= Exercise instructions =
Quote from the first line below through the line that contains "items-center justify-center bg-[#e2e2e2]", both included, and leave the pictures out.

** Start of Data excerpt **

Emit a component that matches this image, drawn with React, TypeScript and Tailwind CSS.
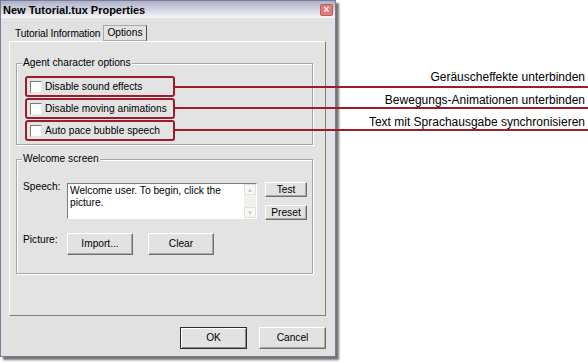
import React from "react";

const btn =
  "flex items-center justify-center bg-[#e2e2e2] border border-t-white border-l-white border-r-[#6f6f6f] border-b-[#6f6f6f] shadow-[inset_-1px_-1px_0_#a8a8a8]";

function Check({ label }: { label: string }) {
  return (
    <div className="flex h-[21px] w-[150px] items-center rounded-[3px] border-2 border-[#9b1c2c] pl-[3px]">
      <span className="h-[12px] w-[12px] border border-t-[#7c7c7c] border-l-[#7c7c7c] border-r-[#e8e8e8] border-b-[#e8e8e8] bg-white" />
      <span className="ml-[3px] leading-[12px]">{label}</span>
    </div>
  );
}

function Group({ title, children, className = "" }: { title: string; children: React.ReactNode; className?: string }) {
  return (
    <div className={`w-[297px] border border-[#a7a7a7] shadow-[inset_1px_1px_0_#fff,1px_1px_0_#fff] ${className}`}>
      <div className="-mt-[7px] ml-[5px] w-fit bg-[#e3e3e3] px-[1px] leading-[12px]">{title}</div>
      {children}
    </div>
  );
}

export default function App() {
  const lines = ["top-[86px]", "top-[107px]", "top-[129px]"];

  return (
    <div className="relative flex h-[363px] w-[588px] overflow-hidden bg-white font-['Liberation_Sans',Arial,sans-serif] text-[10.2px] text-black">
      {/* dialog */}
      <div className="flex h-[357px] w-[336px] shrink-0 flex-col border border-[#7b7d98] bg-[#e1e1e1] shadow-[3px_3px_2px_rgba(0,0,0,0.55)]">
        <div className="flex h-[17px] items-center justify-between bg-linear-to-b from-[#aeb0c8] to-[#f7f7fa] pl-[2px] pr-[2px]">
          <span className="text-[11px] font-bold leading-[12px]">New Tutorial.tux Properties</span>
          <span className="flex h-[12px] w-[13px] items-center justify-center rounded-[2px] border border-[#c05a5a] bg-[#e47a7a] text-[10px] font-bold leading-none text-white">
            ×
          </span>
        </div>

        <div className="flex flex-1 flex-col pl-[8px] pr-[9px]">
          {/* tabs */}
          <div className="flex h-[23px] items-end">
            <div className="ml-[1px] flex h-[14px] w-[93px] items-center whitespace-nowrap pl-[5px] leading-[12px] tracking-[-0.1px]">Tutorial Information</div>
            <div className="flex h-[16px] w-[44px] items-center justify-center border border-[#a9a9a9] border-r-[#4a4a4a] bg-[#e3e3e3] leading-[12px]">
              Options
            </div>
          </div>

          {/* panel */}
          <div className="h-[275px] w-[317px] border border-t-white border-l-white border-r-[#7e7e7e] border-b-[#7e7e7e] bg-[#e3e3e3] pl-[6px] pt-[21px]">
            <Group title="Agent character options" className="pb-[3px]">
              <div className="ml-[8px] mt-[7px] flex flex-col gap-[1px]">
                <Check label="Disable sound effects" />
                <Check label="Disable moving animations" />
                <Check label="Auto pace bubble speech" />
              </div>
            </Group>

            <Group title="Welcome screen" className="mt-[14px] pb-[18px]">
              <div className="mt-[17px] flex pl-[6px]">
                <div className="-mt-[1px] w-[44px] leading-[12px]">Speech:</div>
                <div className="mt-[1px] flex h-[36px] w-[190px] border border-t-[#7c7c7c] border-l-[#7c7c7c] border-r-white border-b-white bg-white">
                  <div className="flex-1 pl-[2px] pt-[1px] leading-[12px]">
                    Welcome user. To begin, click the
                    <br />
                    picture.
                  </div>
                  <div className="flex w-[12px] flex-col bg-[#f1f1ec]">
                    <div className="flex h-[11px] items-center justify-center border border-[#e2e2dc] bg-[#f7f7f3] text-[6px] leading-none text-[#c8c8c0]">▲</div>
                    <div className="flex-1" />
                    <div className="flex h-[11px] items-center justify-center border border-[#e2e2dc] bg-[#f7f7f3] text-[6px] leading-none text-[#c8c8c0]">▼</div>
                  </div>
                </div>
                <div className="ml-[8px] flex flex-col">
                  <div className={`${btn} h-[15px] w-[42px]`}>Test</div>
                  <div className={`${btn} mt-[8px] h-[15px] w-[42px]`}>Preset</div>
                </div>
              </div>

              <div className="mt-[13px] flex pl-[6px]">
                <div className="w-[44px] pt-[1px] leading-[12px]">Picture:</div>
                <div className={`${btn} h-[22px] w-[66px]`}>Import...</div>
                <div className={`${btn} ml-[15px] h-[22px] w-[66px]`}>Clear</div>
              </div>
            </Group>
          </div>

          {/* buttons */}
          <div className="mt-[11px] flex justify-end gap-[12px]">
            <div className="flex h-[22px] w-[67px] items-center justify-center border border-[#2c2c2c] bg-[#e2e2e2] shadow-[inset_1px_1px_0_#fff,inset_-1px_-1px_0_#8a8a8a]">
              OK
            </div>
            <div className={`${btn} h-[22px] w-[67px]`}>Cancel</div>
          </div>
        </div>
      </div>

      {/* annotations */}
      <div className="flex flex-1 flex-col items-end pr-[3px] pt-[70px] text-[12px] leading-[14px]">
        <span>Geräuscheffekte unterbinden</span>
        <span className="mt-[9px]">Bewegungs-Animationen unterbinden</span>
        <span className="mt-[8px]">Text mit Sprachausgabe synchronisieren</span>
      </div>

      {lines.map((t) => (
        <div key={t} className={`absolute left-[175px] right-0 h-[2px] bg-[#9b1c2c] ${t}`} />
      ))}
    </div>
  );
}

** End of Data excerpt **

= The output =
Emit a component that matches this image, drawn with React, TypeScript and Tailwind CSS.
import React from "react";

const btn =
  "flex items-center justify-center bg-[#e2e2e2] border border-t-white border-l-white border-r-[#6f6f6f] border-b-[#6f6f6f] shadow-[inset_-1px_-1px_0_#a8a8a8]";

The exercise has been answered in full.